Hurricanes frequently strike the state. 
Winds of hurricane force, accompanied by heavy rains and high seas, can cause 
widespread damage, especially in the south, where so much of the land is at or 
near sea level. However, modern construction techniques and an alert weather 
watch for potentially dangerous storms have helped reduce the losses of life and 
property caused by hurricanes. The risk is not gone, however; in August 1992 
Hurricane Andrew ripped through southeastern Florida, killing 41. Cities in the 
area reported property damages in excess of $20 billion. In Homestead, near 
Miami, 90 percent of the city’s buildings sustained damage from the hurricane. 

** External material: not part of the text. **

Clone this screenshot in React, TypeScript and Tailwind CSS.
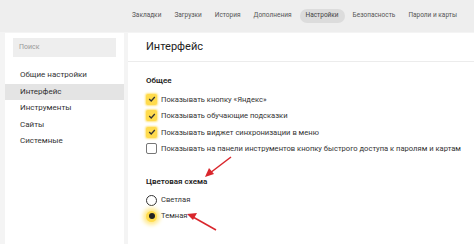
import React from 'react';

const tabs = ['Закладки', 'Загрузки', 'История', 'Дополнения', 'Настройки', 'Безопасность', 'Пароли и карты'];
const navItems = ['Общие настройки', 'Интерфейс', 'Инструменты', 'Сайты', 'Системные'];

const checks = [
  { label: 'Показывать кнопку «Яндекс»', on: true },
  { label: 'Показывать обучающие подсказки', on: true },
  { label: 'Показывать виджет синхронизации в меню', on: true },
  { label: 'Показывать на панели инструментов кнопку быстрого доступа к паролям и картам', on: false },
];

const Check = ({ on }: { on: boolean }) =>
  on ? (
    <span className="flex h-[11px] w-[11px] shrink-0 items-center justify-center rounded-[2px] bg-[#ffdb4d] shadow-[0_0_2px_1px_#ffe680]">
      <svg viewBox="0 0 10 10" className="h-[8px] w-[8px]">
        <path d="M1.5 5 L4 7.5 L8.5 2.5" fill="none" stroke="#333" strokeWidth="1.6" />
      </svg>
    </span>
  ) : (
    <span className="h-[11px] w-[11px] shrink-0 rounded-[2px] border border-[#777] bg-white" />
  );

export default function App() {
  return (
    <div className="relative h-[244px] w-[474px] overflow-hidden bg-[#f4f4f4] font-['Roboto',sans-serif] text-[#333]">
      {/* top tabs */}
      <div className="flex h-[32px] items-center gap-[3px] whitespace-nowrap bg-[#eeeeee] pl-[127px] text-[6.5px] text-[#555]">
        {tabs.map((t) => (
          <span
            key={t}
            className={`px-[5px] py-[2.5px] ${t === 'Настройки' ? 'rounded-full bg-[#dcdcdc] px-[6px] text-[#444]' : ''}`}
          >
            {t}
          </span>
        ))}
      </div>

      <div className="flex h-[212px] gap-[4px] pl-[5px] pt-[1px]">
        {/* sidebar */}
        <div className="w-[119px] shrink-0 bg-white pt-[5px]">
          <div className="mx-[8px] flex h-[19px] items-center bg-[#eeeeee] px-[6px] text-[7px] text-[#999]">Поиск</div>
          <div className="mt-[10px] flex flex-col whitespace-nowrap text-[8px]">
            {navItems.map((n) => (
              <div
                key={n}
                className={`flex h-[16.5px] items-center pl-[15px] ${n === 'Интерфейс' ? 'bg-[#e4e4e4]' : ''}`}
              >
                {n}
              </div>
            ))}
          </div>
        </div>

        {/* main */}
        <div className="min-w-0 flex-1 overflow-hidden bg-white">
          <div className="flex h-[29px] items-center border-b border-[#ececec] pl-[18px] text-[11px] text-[#222]">
            Интерфейс
          </div>
          <div className="pl-[18px] pt-[13px] text-[7.6px]">
            <div className="text-[8px] font-semibold text-[#222]">Общее</div>
            <div className="mt-[4px] flex flex-col">
              {checks.map((c) => (
                <div key={c.label} className="flex h-[16.5px] items-center gap-[4px]">
                  <Check on={c.on} />
                  <span className="whitespace-nowrap">{c.label}</span>
                </div>
              ))}
            </div>
            <div className="mt-[19px] text-[8px] font-semibold text-[#222]">Цветовая схема</div>
            <div className="mt-[4px] flex flex-col">
              <div className="flex h-[16px] items-center gap-[4px]">
                <span className="h-[11px] w-[11px] rounded-full border-[1.5px] border-[#333] bg-white" />
                <span>Светлая</span>
              </div>
              <div className="flex h-[16px] items-center gap-[4px]">
                <span className="flex h-[11px] w-[11px] items-center justify-center rounded-full bg-[#ffdb4d] shadow-[0_0_4px_3px_#ffe98a]">
                  <span className="h-[6px] w-[6px] rounded-full bg-[#222]" />
                </span>
                <span>Темная</span>
              </div>
            </div>
          </div>
        </div>
      </div>

      {/* red annotation arrows */}
      <svg className="pointer-events-none absolute left-0 top-0" width="474" height="244">
        <line x1="231" y1="157" x2="210" y2="173" stroke="#d9262c" strokeWidth="1.5" />
        <polygon points="205,177 209,168 214,174" fill="#d9262c" />
        <line x1="216" y1="230" x2="193" y2="217" stroke="#d9262c" strokeWidth="1.5" />
        <polygon points="187,214 197,213 193,220" fill="#d9262c" />
      </svg>
    </div>
  );
}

In 2004 Florida experienced four hurricanes, the first time that many hurricanes 
have affected a state in a single season since Texas in 1886, according to the 
National Hurricane Center. The hurricane season lasts from late June to early 
November, but hurricanes occur most frequently in September. 
| D3 | Growing Season | 
Florida has one of the longest growing 
seasons, or frost-free periods, of all the states. It lasts all year at Key 
West, and it varies between 310 and 365 days on the peninsula south of New 
Smyrna Beach. Farther north it decreases to about 250 days in the hills of the 
panhandle.
| E | Soils | 
Sandy soils, which are not productive 
unless fertilized, cover much of the state. Fortunately there are vast local 
supplies of fertilizer available in the phosphate deposits of the Florida 
peninsula. Well-drained sandy loams cover most of the lake district and are 
ideal for citrus groves. The best soils in the state are the muck and peat 
deposits of the southern peninsula, soil types derived from the decayed 
vegetation of the marshes and swamp forests. Used for growing vegetables, they 
can produce very large crop yields when they are properly cultivated. However, 
they require careful drainage, and in dry periods they need to be irrigated to 
prevent them from drying out and shrinking due to oxidation. Parts of the dry 
strip of land along the Atlantic coast and the lower Keys have hardly any 
topsoil at all.
| F | Plant Life | 
Florida is noted for its variety of trees 
and other plant life. Some trees and plants are native to the state, but various 
species have been introduced from other areas of the world, particularly from 
the tropics. Some of these introduced species, such as melaleuca, cogon grass, 
and Brazilian pepper, have become serious pests in natural areas and 
agricultural lands. The northern half of the state lies in the great belt of 
evergreen forests that occupies much of the Coastal Plain south of Virginia. The 
southern part of the state, however, is one of the few areas of the United 
States where subtropical ferns, trees, and flowering plants flourish.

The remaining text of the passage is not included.